Resolution to conflicts
- Disciplinary actions by ICPAK such as;-
- Suspension of an auditor from practice
- Cancellation and withdrawal of practicing certificate
- Fines and penalties
- Shareholders can sue the auditors
- Shareholders can remove auditors from office at the time of AGM
- Shareholders can appoint audit committees to avoid collusion between management and audit department.
- Shareholders can appoint persons of integrity to fill the vacant position
- Fair remuneration of auditors can also minimize chances of conflict.
Shareholders versus government
The shareholders operate in environment using the license given by the government.
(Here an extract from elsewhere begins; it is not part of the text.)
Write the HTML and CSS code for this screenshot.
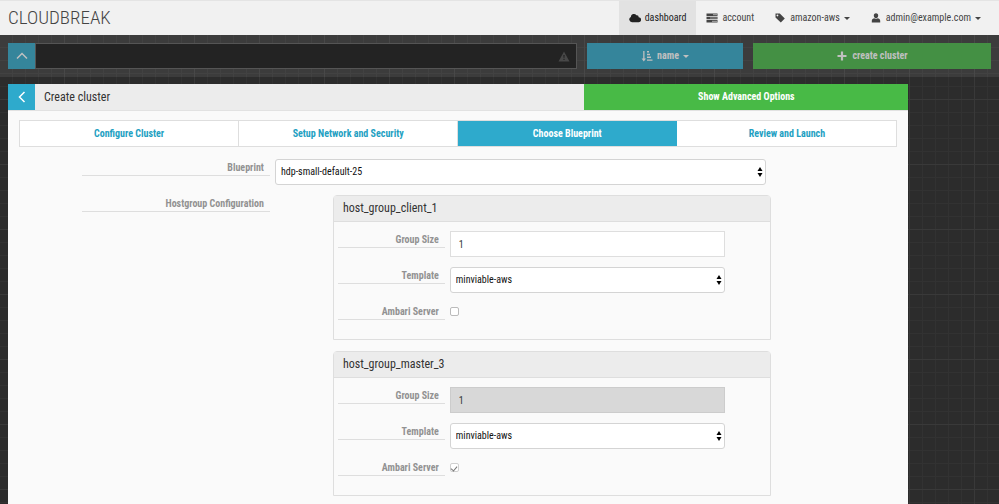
FILE: index.html
```html
<!DOCTYPE html>
<html lang="en">
  <head>
    <meta charset="UTF-8" />
    <meta name="viewport" content="width=device-width, initial-scale=1.0" />
    <title>Cloudbreak</title>
    <link rel="stylesheet" href="styles.css">
  </head>
  <body>
    <header class="navbar">
      <a class="brand" href="#">CLOUDBREAK</a>
      <nav class="nav">
        <a class="nav-item active" href="#">
          <svg class="icon" viewBox="0 0 12 10"><path d="M3 9.2A2.8 2.8 0 0 1 1.800 3.900 3.100 3.100 0 0 1 7.400 2.200 2 2 0 0 1 9.700 4.200 2.500 2.500 0 0 1 9.500 9.200z"/></svg>
          dashboard
        </a>
        <a class="nav-item" href="#">
          <svg class="icon" viewBox="0 0 12 10"><path d="M.5.500h11v2.400H.5zM.5 3.800h11v2.400H.5zM.5 7.100h11v2.400H.5z"/><path class="cut" d="M7 1.100h4v1.200H7zM4 4.400h7v1.200H4zM6 7.700h5v1.200H6z"/></svg>
          account
        </a>
        <a class="nav-item" href="#">
          <svg class="icon" viewBox="0 0 12 10"><path fill-rule="evenodd" d="M1.500.500H5.800L10.800 5.400 6.800 9.400 1.500 4.500zM3.400 1.500a.9.9 0 1 0 .1 0z"/></svg>
          amazon-aws
          <span class="caret"></span>
        </a>
        <a class="nav-item" href="#">
          <svg class="icon" viewBox="0 0 12 10"><path d="M6 .3c1.500 0 2.300 1 2.200 2.500C8.100 4.300 7.200 5.300 6 5.300S3.900 4.300 3.800 2.800C3.700 1.300 4.500.3 6 .3zM1.800 9.500V7.700c0-1.500 1.300-2.400 2.600-2.500 1 .7 2.200.7 3.200 0 1.300.1 2.600 1 2.600 2.500v1.800z"/></svg>
          admin@example.com
          <span class="caret"></span>
        </a>
      </nav>
    </header>

    <div class="toolbar">
      <div class="search">
        <button class="btn btn-square btn-info dim" type="button" aria-label="Toggle notifications">
          <svg class="chevron" viewBox="0 0 12 12"><path d="M1 8.500l5-5 5 5"/></svg>
        </button>
        <input class="notification" type="text" aria-label="Notifications" readonly>
        <svg class="warning" viewBox="0 0 12 11"><path fill-rule="evenodd" d="M6 .5L11.500 10.500H.5zM5.300 4l.3 3h.8l.3-3zM5.400 7.800v1.200h1.200V7.800z"/></svg>
      </div>
      <button class="btn btn-info dim" type="button">
        <svg class="icon" viewBox="0 0 12 12"><path d="M2.200 1h1.300v7.500H5L2.800 11.500.6 8.500h1.600zM6 1h2v1.400H6zM6 3.800h3v1.400H6zM6 6.600h4V8H6zM6 9.400h5.500v1.400H6z"/></svg>
        name
        <span class="caret"></span>
      </button>
      <button class="btn btn-success dim" type="button">
        <svg class="icon" viewBox="0 0 12 12"><path d="M4.900 1.500h2.200v3.400h3.400v2.200H7.100v3.400H4.900V7.100H1.500V4.900h3.400z"/></svg>
        create cluster
      </button>
    </div>

    <main class="page">
      <section class="panel">
        <div class="panel-head">
          <button class="btn btn-square btn-info" type="button" aria-label="Back">
            <svg class="chevron" viewBox="0 0 12 12"><path d="M8.500 1l-5 5 5 5"/></svg>
          </button>
          <h1 class="panel-title">Create cluster</h1>
          <button class="btn btn-success btn-advanced" type="button">Show Advanced Options</button>
        </div>

        <div class="panel-body">
          <div class="steps">
            <button class="step" type="button">Configure Cluster</button>
            <button class="step" type="button">Setup Network and Security</button>
            <button class="step active" type="button">Choose Blueprint</button>
            <button class="step" type="button">Review and Launch</button>
          </div>

          <form class="form">
            <div class="row">
              <label class="label" for="blueprint">Blueprint</label>
              <div class="select">
                <select id="blueprint">
                  <option>hdp-small-default-25</option>
                </select>
                <svg class="arrows" viewBox="0 0 6 10"><path d="M3 0l2.500 4h-5zM3 10L.5 6h5z"/></svg>
              </div>
            </div>

            <div class="row">
              <div class="label">Hostgroup Configuration</div>
              <div class="groups">
                <section class="group">
                  <h2 class="group-title">host_group_client_1</h2>
                  <div class="group-body">
                    <div class="group-row">
                      <label class="label" for="size-client">Group Size</label>
                      <input class="text" id="size-client" type="text" value="1">
                    </div>
                    <div class="group-row">
                      <label class="label" for="template-client">Template</label>
                      <div class="select">
                        <select id="template-client">
                          <option>minviable-aws</option>
                        </select>
                        <svg class="arrows" viewBox="0 0 6 10"><path d="M3 0l2.500 4h-5zM3 10L.5 6h5z"/></svg>
                      </div>
                    </div>
                    <div class="group-row">
                      <label class="label" for="ambari-client">Ambari Server</label>
                      <input class="check" id="ambari-client" type="checkbox">
                    </div>
                  </div>
                </section>

                <section class="group">
                  <h2 class="group-title">host_group_master_3</h2>
                  <div class="group-body">
                    <div class="group-row">
                      <label class="label" for="size-master">Group Size</label>
                      <input class="text" id="size-master" type="text" value="1" disabled>
                    </div>
                    <div class="group-row">
                      <label class="label" for="template-master">Template</label>
                      <div class="select">
                        <select id="template-master">
                          <option>minviable-aws</option>
                        </select>
                        <svg class="arrows" viewBox="0 0 6 10"><path d="M3 0l2.500 4h-5zM3 10L.5 6h5z"/></svg>
                      </div>
                    </div>
                    <div class="group-row">
                      <label class="label" for="ambari-master">Ambari Server</label>
                      <input class="check" id="ambari-master" type="checkbox" checked disabled>
                    </div>
                  </div>
                </section>
              </div>
            </div>
          </form>
        </div>
      </section>
    </main>
  </body>
</html>
```
FILE: styles.css
```css
* {
  box-sizing: border-box;
}
:root {
  --blue: #2eaacc;
  --green: #48ba46;
  --line: #dedede;
}
html {
  height: 100%;
}
body {
  margin: 0;
  height: 100%;
  overflow: hidden;
  font-family: "Roboto Condensed", "Liberation Sans Narrow", Roboto, sans-serif;
  font-size: 10px;
  line-height: 16px;
  color: #333;
  background-color: #2c2c2c;
  background-image:
    linear-gradient(#393939 1px, transparent 1px),
    linear-gradient(90deg, #393939 1px, transparent 1px),
    linear-gradient(#323232 1px, transparent 1px),
    linear-gradient(90deg, #323232 1px, transparent 1px);
  background-size: 65px 65px, 65px 65px, 13px 13px, 13px 13px;
  background-position: 0 34px, 64px 0, 0 8px, 12px 0;
}
button,
input,
select {
  font: inherit;
  color: inherit;
  margin: 0;
}
h1,
h2 {
  margin: 0;
  font-weight: 400;
}

/* top navigation */
.navbar {
  display: flex;
  justify-content: space-between;
  height: 35px;
  padding: 0 8px;
  background: #f1f1f1;
  border-top: 1px solid #e4e4e4;
}
.brand {
  font-size: 19px;
  font-weight: 300;
  line-height: 34px;
  color: #444;
  text-decoration: none;
}
.nav {
  display: flex;
}
.nav-item {
  display: flex;
  align-items: center;
  gap: 4px;
  padding: 0 10px;
  color: #444;
  text-decoration: none;
}
.nav-item.active {
  color: #222;
  background: #e2e2e2;
}
.icon {
  width: 12px;
  height: 12px;
  fill: currentColor;
}
.icon .cut {
  fill: #999;
}
.caret {
  border: 3px solid transparent;
  border-top-color: currentColor;
  border-bottom: 0;
}

/* toolbar */
.toolbar {
  display: grid;
  grid-template-columns: 569fr 156fr 238fr;
  gap: 10px;
  padding: 8px;
  background: rgba(255, 255, 255, 0.08);
}
.search {
  position: relative;
  display: flex;
}
.notification {
  flex: 1;
  min-width: 0;
  background: #232323;
  border: 1px solid #555;
}
.warning {
  position: absolute;
  right: 7px;
  top: 8px;
  width: 12px;
  height: 11px;
  fill: #484848;
}
.btn {
  display: flex;
  align-items: center;
  justify-content: center;
  gap: 4px;
  height: 26px;
  padding: 0;
  border: 0;
  color: #fff;
  font-weight: 700;
}
.btn-square {
  flex: 0 0 27px;
}
.btn-info {
  background: var(--blue);
}
.btn-success {
  background: var(--green);
}
.btn.dim {
  color: #c0c0c0;
}
.btn-info.dim {
  background: #35859b;
}
.btn-success.dim {
  background: #449044;
}
.chevron {
  width: 12px;
  height: 12px;
  fill: none;
  stroke: currentColor;
  stroke-width: 1.5;
}

/* create cluster panel */
.page {
  padding: 7px 8px 0;
}
.panel {
  width: 91.6%;
  background: #fafafa;
}
.panel-head {
  display: flex;
  background: #ececec;
  border-bottom: 1px solid #e2e2e2;
}
.panel-title {
  flex: 1;
  padding-left: 9px;
  font-size: 12px;
  line-height: 26px;
}
.btn-advanced {
  flex: 0 0 36%;
}
.panel-body {
  padding: 9px 11px 20px;
}
.steps {
  display: grid;
  grid-template-columns: repeat(4, 1fr);
  border: 1px solid var(--line);
}
.step {
  height: 25px;
  padding: 0;
  background: #fff;
  border: 0;
  border-right: 1px solid var(--line);
  color: #239fc2;
  font-weight: 700;
}
.step:last-child {
  border-right: 0;
}
.step.active {
  background: var(--blue);
  border-color: var(--blue);
  color: #fff;
}

/* form */
.form {
  padding-top: 12px;
}
.row {
  display: grid;
  grid-template-columns: 188fr 491fr;
  column-gap: 5px;
  align-items: start;
  margin: 0 15% 10px 63px;
}
.label {
  padding: 1px 6px 0 0;
  border-bottom: 1px solid var(--line);
  line-height: 15px;
  color: #929292;
  font-weight: 700;
  text-align: right;
}
.select {
  position: relative;
}
.select select {
  display: block;
  width: 100%;
  height: 26px;
  padding: 0 5px;
  appearance: none;
  background: #fff;
  border: 1px solid #d4d4d4;
  border-radius: 3px;
  color: #111;
}
.arrows {
  position: absolute;
  right: 3px;
  top: 8px;
  width: 6px;
  height: 10px;
}
.groups {
  display: grid;
  gap: 11px;
  margin: 0 -5px 0 58px;
}
.group {
  border: 1px solid var(--line);
  border-radius: 4px 4px 0 0;
}
.group-title {
  padding-left: 9px;
  font-size: 12px;
  line-height: 25px;
  background: #ececec;
  border-bottom: 1px solid var(--line);
}
.group-body {
  display: grid;
  gap: 10px;
  padding: 9px 45px 10px 4px;
}
.group-row {
  display: grid;
  grid-template-columns: 107fr 275fr;
  column-gap: 5px;
  align-items: start;
  height: 26px;
}
.text {
  min-width: 0;
  height: 26px;
  padding: 0 8px;
  background: #fff;
  border: 1px solid var(--line);
}
.text:disabled {
  background: #d8d8d8;
  border-color: #ccc;
}
.check {
  display: grid;
  place-items: center;
  width: 9px;
  height: 9px;
  margin-top: 4px;
  appearance: none;
  background: #fff;
  border: 1px solid #bbb;
  border-radius: 2px;
}
.check:checked::after {
  content: "";
  width: 3px;
  height: 5px;
  border: solid #777;
  border-width: 0 1px 1px 0;
  transform: rotate(40deg);
}
.check:disabled {
  border-color: #d0d0d0;
}
```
The government expects the shareholders to conduct their business in a manner which is beneficial to the government and society at large.
The government in this relationship is the principal and the company is the agent.
Shareholders may take some actions which may conflict the interest of the government as the principal. E.g.
- Company may involve itself in illegal business activities
- Shareholders may not create a clear picture of the earnings or profit it generates in order to evade taxes.
- The business may not respond to CSR activities initiated by government
- Company may fail to ensure the safety of employees.
- Shareholder may avoid certain types of investments that the government proposes.
- Government should give guidelines on minimum disclosure requirements for shareholder in order to eliminate tax evasion.
- Government may issue incentives inform of capital allowances in some given areas and locations.
- The government may encourage the spirit of CSR on the activities of the company
- Government may seek for directorship in some companies.
Head office and subsidiary/branch
Companies have diverse operations set up in different geographical locations. The headquarter acts as the principal and the subsidiary as an agent thus creating an agency relationship.